Al voto meno della meta' degli aventi diritto. Troppo poco per qualificare tali risultati come un'autentica espressione di investitura democratica
In questo modo il passaggio elettorale degrada fatalmente a mera "tecnica" di scelta tra candidati. Una responsabilita' di non poco rilievo si appunti anche sul sistema dei partiti, percepiti come sempre piu' distanti dalla base sociale. Non si conoscono ricette magiche per superare rapidamente questa grave crisi della partecipazione democratica che, verosimilmente, consegue al piu' generale declino etico del senso di responsabilita' politica
di Vincenzo Baldini, docente di Diritto Costituzionale
La recente tornata di elezioni regionali in Campania, Veneto e Puglia, ben oltre i risultati prodotti, ha confermato la tendenza, in atto da tempo, di una massiccia astensione dal voto lontananza dei cittadini.
I dati ufficiali dicono questo.
La percentuale di votanti, in tutte e tre le regioni interessate, si è tenuta ben al di sotto della metà del totale degli aventi diritto, così che, seppure ad un calcolo approssimativo, la percentuale di consenso elettorale ottenuta dai presidenti neoeletti tenderebbe ad aggirarsi intorno a circa un quarto dell'elettorato regionale complessivo.
E' troppo poco per qualificare tali risultati come un'autentica espressione di investitura democratica giacché in questo modo il passaggio elettorale degrada fatalmente a mera "tecnica" di scelta tra candidati.
In realtà, la democrazia quale principio ordinatore dell’organizzazione dello Stato, non vale a realizzare certo l’utopica identità di governanti e governati, nello stesso tempo però appare qualcosa di più e di diverso di un criterio tecnico di decisione secondo la regola di maggioranza.
Come espressione della libera autodeterminazione in ambito politico dei singoli cittadini riassunti, in fine, nel popolo dello Stato, la democrazia si incista necessariamente nel sistema dei valori che, a partire dalla dignità umana e sociale per finire alla libertà e all'eguaglianza, connotano irretrattabilmente l'identità costituzionale del nostro Stato.
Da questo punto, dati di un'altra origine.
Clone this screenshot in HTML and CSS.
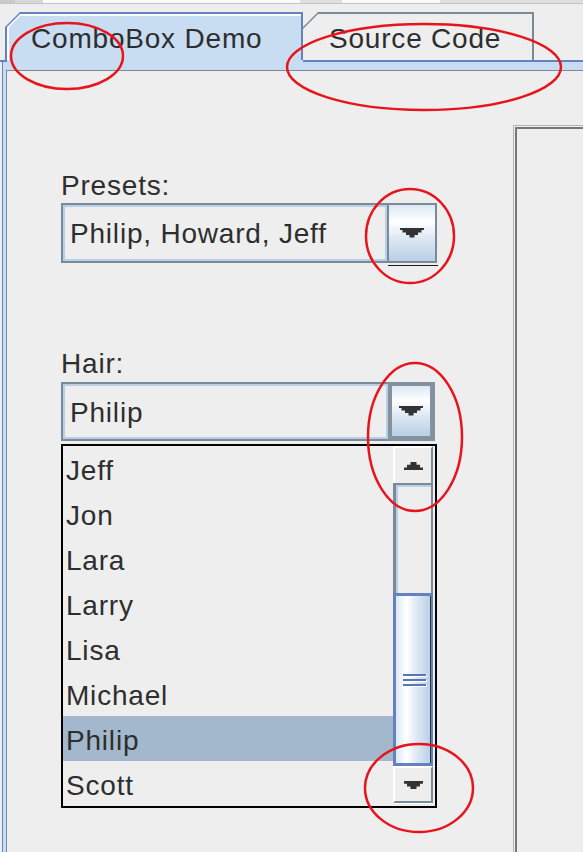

Discettare sulle ragioni della descritta disaffezione al voto richiede un'analisi attenta e complessa che non può essere contenuta entro lo spazio di questa breve riflessione.
Tuttavia, non può farsi a meno di rilevare che, al riguardo, una responsabilità di non poco rilievo si appunti anche sul sistema dei partiti, percepiti come sempre più distanti dalla base sociale e involuti in una spirale di autoreferenzialità etica e politica che li rende, non di rado, alieni agli interessi emergenti nella comunità.
Numeri e percentuali sopra riportate confermano, dunque, il senso di profonda diffidenza e sfiducia dei cittadini verso i partiti e la politica, i primi percepiti essenzialmente come realtà chiuse e impenetrabili, la seconda invece come fomite di esercizio di potere nient'affatto mirato al servizio del Bene comune.
In siffatta, comune percezione è evidente lo scambio tra la politica come mezzo e fine di realizzazione dell'interesse generale ed un certo modo di fare politica.
Ad ogni modo, non si conoscono ricette magiche per superare rapidamente questa grave crisi della partecipazione democratica che, verosimilmente, consegue al più generale declino etico del senso di responsabilità politica.
Non sarebbe incongruo un più diretto riavvicinamento dei partiti (dal costituente pensati come soggetti dello Stato comunità di organizzazione la domanda politica della stessa società civile) alla base sociale, anche con soluzioni mirate ad una generale apertura, all'interno dei partiti, dei meccanismi di selezione del ceto politico (ad esempio, primarie libere nei partiti per la scelta dei candidati alle elezioni), alla maggiore chiarezza e trasparenza dei processi decisionali interni, unitamente ad una dialettica politica fondata sul confronto di idee e programmi, non, invece, votata esclusivamente allo sforzo di reciproca delegittimazione.
E' dovere anche etico del sistema politico scongiurare ogni rischio di indifferenza democratica poiché in quest’ultimo può annidarsi il seme di derive populistiche o espertocratiche (come l'esperienza di alcuni Paesi europei insegna) che finiscono per minimizzare il valore intrinseco del confronto tra partiti riducendo la politica a semplice decisione, ad esercizio puro di autorità.
La fiducia e l'affidamento nelle istituzioni democratiche è, dunque, l’antidoto per tale rischio ma esso non consegue senz'altro alla regolazione costituzionale delle forme di partecipazione popolare, piuttosto, vive e affonda le sue radici nel rispetto della libertà del singolo e nell’impegno responsabile di chi è chiamato a svolgere a tutti i livelli compiti di rappresentanza politica.